**Aim:** Please list all lines of the material below in which the string "React" occurs.

**Source data:**
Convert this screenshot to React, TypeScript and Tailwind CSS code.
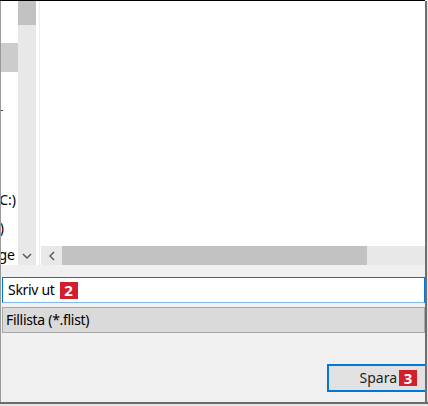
import React from "react";

function ChevronDown() {
  return (
    <svg width="10" height="6" viewBox="0 0 10 6" fill="none">
      <path d="M1 1 L5 5 L9 1" stroke="#555" strokeWidth="1.4" />
    </svg>
  );
}

function ChevronLeft() {
  return (
    <svg width="6" height="10" viewBox="0 0 6 10" fill="none">
      <path d="M5 1 L1 5 L5 9" stroke="#555" strokeWidth="1.4" />
    </svg>
  );
}

function Badge({ n, h }: { n: string; h: string }) {
  return (
    <span
      className={`inline-flex w-[18px] ${h} items-center justify-center bg-[#d21f2d] text-white font-bold text-[15px] leading-none`}
    >
      {n}
    </span>
  );
}

export default function App() {
  return (
    <div className="w-[428px] h-[406px] overflow-hidden bg-[#f0f0f0] flex flex-col font-['Noto_Sans',sans-serif] text-[14px] text-black">
      <div className="h-px bg-black mr-[3px]" />
      <div className="flex-1 flex flex-row min-h-0">
        <div className="w-px bg-[#9a9a9a]" />
        <div className="flex-1 flex flex-col min-w-0">
          {/* upper browser area */}
          <div className="h-[264px] flex flex-row">
            {/* nav column */}
            <div className="w-[17px] bg-white overflow-hidden flex flex-col pt-[42px]">
              <div className="h-[29px] bg-[#cccccc] shrink-0" />
              <div className="h-[27px] shrink-0" />
              <div className="h-[28px] shrink-0 flex items-center">
                <div className="w-[2px] h-px bg-[#444] -mt-[5px]" />
              </div>
              <div className="h-[28px] shrink-0" />
              <div className="h-[28px] shrink-0" />
              <div className="h-[28px] shrink-0 flex justify-end items-center pr-[2px] whitespace-nowrap pt-[4px]">
                Lokal disk (C:)
              </div>
              <div className="h-[28px] shrink-0 flex justify-end items-center pr-[14px] whitespace-nowrap pt-[4px]">
                Data (D:)
              </div>
              <div className="h-[28px] shrink-0 flex justify-end items-center pr-[3px] whitespace-nowrap pt-[2px]">
                Storage
              </div>
            </div>
            {/* vertical scrollbar */}
            <div className="w-[18px] bg-[#e8e8e8] flex flex-col">
              <div className="h-[24px] bg-[#c2c2c2]" />
              <div className="flex-1" />
              <div className="h-[18px] flex items-center justify-center">
                <ChevronDown />
              </div>
            </div>
            {/* splitter */}
            <div className="w-[3px] bg-white" />
            <div className="w-px bg-[#ececec]" />
            {/* list */}
            <div className="flex-1 flex flex-col bg-white min-w-0">
              <div className="flex-1" />
              <div className="h-[19px] flex flex-row bg-[#e8e8e8] ml-px">
                <div className="w-[21px] flex items-center justify-center">
                  <ChevronLeft />
                </div>
                <div className="w-[305px] bg-[#c2c2c2]" />
                <div className="flex-1" />
              </div>
            </div>
          </div>

          {/* filename input */}
          <div className="mt-[12px] ml-px h-[26px] bg-white border border-[#0078d7] border-b-[#7fb8e6] flex items-center pl-[5px] gap-[5px]">
            <span className="leading-none tracking-[-0.3px]">Skriv ut</span>
            <Badge n="2" h="h-[17px]" />
          </div>

          {/* file type select */}
          <div className="mt-[4px] ml-px h-[26px] bg-[#dadada] border border-[#a8a8a8] flex items-center pl-[3px]">
            <span className="leading-none tracking-[-0.3px]">Fillista (*.flist)</span>
          </div>

          {/* save button */}
          <div className="mt-[31px] ml-[326px] h-[28px] border-2 border-r-0 border-[#0078d7] bg-[#e1e1e1] flex items-center justify-end pr-[8px] gap-[2px]">
            <span className="leading-none text-[#222]">Spara</span>
            <Badge n="3" h="h-[16px]" />
          </div>
        </div>
        <div className="w-[2px] bg-[#6e6e6e]" />
        <div className="w-px bg-[#e4e4e4]" />
      </div>
      <div className="h-[2px] bg-[#6b6b6b]" />
      <div className="h-[2px] bg-[#e6e6e6]" />
    </div>
  );
}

**Expected answer:**
Convert this screenshot to React, TypeScript and Tailwind CSS code.
import React from "react";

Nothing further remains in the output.